_STATED GOAL_
From the first line of the data below through the line holding "border-t-white border-l-white border-r-black", output each line exactly and leave the pictures out.

# # #

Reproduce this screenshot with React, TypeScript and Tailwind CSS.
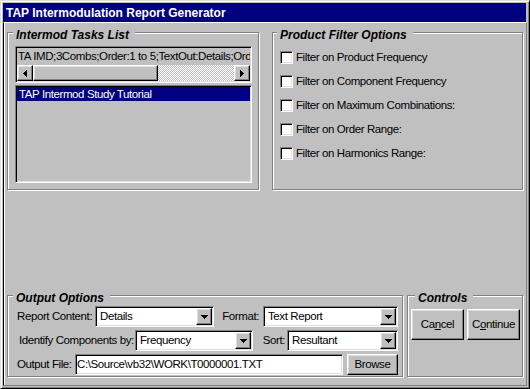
import type { ReactNode } from "react";

const sunken =
  "border border-t-[#808080] border-l-[#808080] border-r-white border-b-white shadow-[inset_1px_1px_0_#000,inset_-1px_-1px_0_#dfdfdf]";
const raised =
  "border border-t-white border-l-white border-r-black border-b-black shadow-[inset_-1px_-1px_0_#808080,inset_1px_1px_0_#dfdfdf] bg-[#c0c0c0]";

function Group({
  title,
  className,
  titleClass = "left-[5px]",
  children,
}: {
  title: string;
  className: string;
  titleClass?: string;
  children?: ReactNode;
}) {
  return (
    <div
      className={`relative border border-[#808080] shadow-[inset_1px_1px_0_#fff,1px_1px_0_#fff] ${className}`}
    >
      <span
        className={`absolute top-[-5px] ${titleClass} bg-[#c0c0c0] pl-[3px] pr-[6px] text-[12px] leading-[14px] tracking-normal font-bold italic font-['Liberation_Sans',sans-serif] whitespace-nowrap`}
      >
        {title}
      </span>
      {children}
    </div>
  );
}

function DownArrow() {
  return (
    <svg width="7" height="4" shapeRendering="crispEdges">
      <polygon points="0,0 7,0 3.5,4" fill="#000" />
    </svg>
  );
}

function Combo({ value, className }: { value: string; className: string }) {
  return (
    <div className={`${sunken} bg-white p-px flex h-[21px] ${className}`}>
      <span className="flex-1 pl-[3px] leading-[17px] whitespace-nowrap overflow-hidden">
        {value}
      </span>
      <span className={`${raised} w-[16px] flex items-center justify-center`}>
        <DownArrow />
      </span>
    </div>
  );
}

function ScrollBar() {
  return (
    <div className="flex h-[16px]">
      <span className={`${raised} w-[16px] flex items-center justify-center`}>
        <svg width="4" height="7" shapeRendering="crispEdges">
          <polygon points="4,0 4,7 0,3.5" fill="#000" />
        </svg>
      </span>
      <span className={`${raised} w-[125px]`} />
      <span className="flex-1 bg-[image:repeating-conic-gradient(#fff_0_25%,#c0c0c0_0_50%)] bg-[length:2px_2px]" />
      <span className={`${raised} w-[16px] flex items-center justify-center`}>
        <svg width="4" height="7" shapeRendering="crispEdges">
          <polygon points="0,0 0,7 4,3.5" fill="#000" />
        </svg>
      </span>
    </div>
  );
}

const filters = [
  "Filter on Product Frequency",
  "Filter on Component Frequency",
  "Filter on Maximum Combinations:",
  "Filter on Order Range:",
  "Filter on Harmonics Range:",
];

function App() {
  return (
    <div className="w-[530px] h-[389px] bg-[#c0c0c0] border border-t-[#dfdfdf] border-l-[#dfdfdf] border-r-black border-b-black shadow-[inset_1px_1px_0_#fff,inset_-1px_-1px_0_#808080] p-[2px] flex flex-col text-[11.5px] tracking-[-0.4px] text-black font-['Liberation_Sans',sans-serif]">
      <div className="h-[19px] mr-px bg-[#000080] text-white font-bold text-[12px] tracking-normal pl-[3px] flex items-center">
        TAP Intermodulation Report Generator
      </div>
      <main className="flex-1 border border-t-white border-l-black border-r-[#808080] border-b-[#808080] shadow-[inset_1px_0_0_#fff] pl-[3px] pt-[9px] flex flex-col">
        <section className="flex gap-[13px]">
          <Group title="Intermod Tasks List" className="w-[252px] h-[158px]">
            <div className={`${sunken} p-px ml-[7px] mt-[13px] w-[237px] h-[37px] flex flex-col`}>
              <div className="h-[17px] pl-px leading-[17px] whitespace-nowrap overflow-hidden">
                TA IMD;3Combs;Order:1 to 5;TextOut:Details;Order:Ascending
              </div>
              <ScrollBar />
            </div>
            <div className={`${sunken} p-px ml-[7px] mt-[2px] w-[237px] h-[98px]`}>
              <div className="h-[14px] leading-[14px] bg-[#000080] text-white pl-[2px] whitespace-nowrap">
                TAP Intermod Study Tutorial
              </div>
            </div>
          </Group>
          <Group title="Product Filter Options" className="w-[251px] h-[158px]" titleClass="left-[4px]">
            <div className="pl-[7px] pt-[18px] flex flex-col gap-[11px]">
              {filters.map((f) => (
                <label key={f} className="flex items-center h-[13px] gap-[3px]">
                  <span className={`${sunken} bg-white w-[13px] h-[13px]`} />
                  <span className="leading-[13px] whitespace-nowrap">{f}</span>
                </label>
              ))}
            </div>
          </Group>
        </section>
        <section className="flex gap-[4px] mt-[105px]">
          <Group title="Output Options" className="w-[396px] h-[82px]">
            <div className="pl-[9px] pt-[10px] flex flex-col gap-[3px]">
              <div className="flex items-center h-[21px]">
                <span className="w-[78px] whitespace-nowrap">Report Content:</span>
                <Combo value="Details" className="w-[119px]" />
                <span className="w-[49px] text-right pr-[4px]">Format:</span>
                <Combo value="Text Report" className="w-[135px]" />
              </div>
              <div className="flex items-center h-[21px]">
                <span className="w-[118px] pl-[2px] whitespace-nowrap">Identify Components by:</span>
                <Combo value="Frequency" className="w-[118px]" />
                <span className="w-[34px] text-right pr-[2px]">Sort:</span>
                <Combo value="Resultant" className="w-[111px]" />
              </div>
              <div className="flex items-center h-[21px]">
                <span className="w-[58px] whitespace-nowrap">Output File:</span>
                <div className={`${sunken} bg-white p-px w-[268px] h-[21px] pl-[1px] leading-[17px] whitespace-nowrap overflow-hidden`}>
                  C:\Source\vb32\WORK\T0000001.TXT
                </div>
                <button className={`${raised} ml-[4px] w-[51px] h-[21px] leading-[17px]`}>
                  Browse
                </button>
              </div>
            </div>
          </Group>
          <Group title="Controls" className="w-[116px] h-[82px]" titleClass="left-[7px]">
            <div className="pl-[3px] pt-[13px] flex gap-[3px]">
              <button className={`${raised} w-[53px] h-[31px]`}>
                Ca<span className="underline">n</span>cel
              </button>
              <button className={`${raised} w-[53px] h-[31px]`}>
                C<span className="underline">o</span>ntinue
              </button>
            </div>
          </Group>
        </section>
      </main>
    </div>
  );
}

export default App;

# # #

_SOLUTION TO THE PROBLEM_
Reproduce this screenshot with React, TypeScript and Tailwind CSS.
import type { ReactNode } from "react";

const sunken =
  "border border-t-[#808080] border-l-[#808080] border-r-white border-b-white shadow-[inset_1px_1px_0_#000,inset_-1px_-1px_0_#dfdfdf]";
const raised =
  "border border-t-white border-l-white border-r-black border-b-black shadow-[inset_-1px_-1px_0_#808080,inset_1px_1px_0_#dfdfdf] bg-[#c0c0c0]";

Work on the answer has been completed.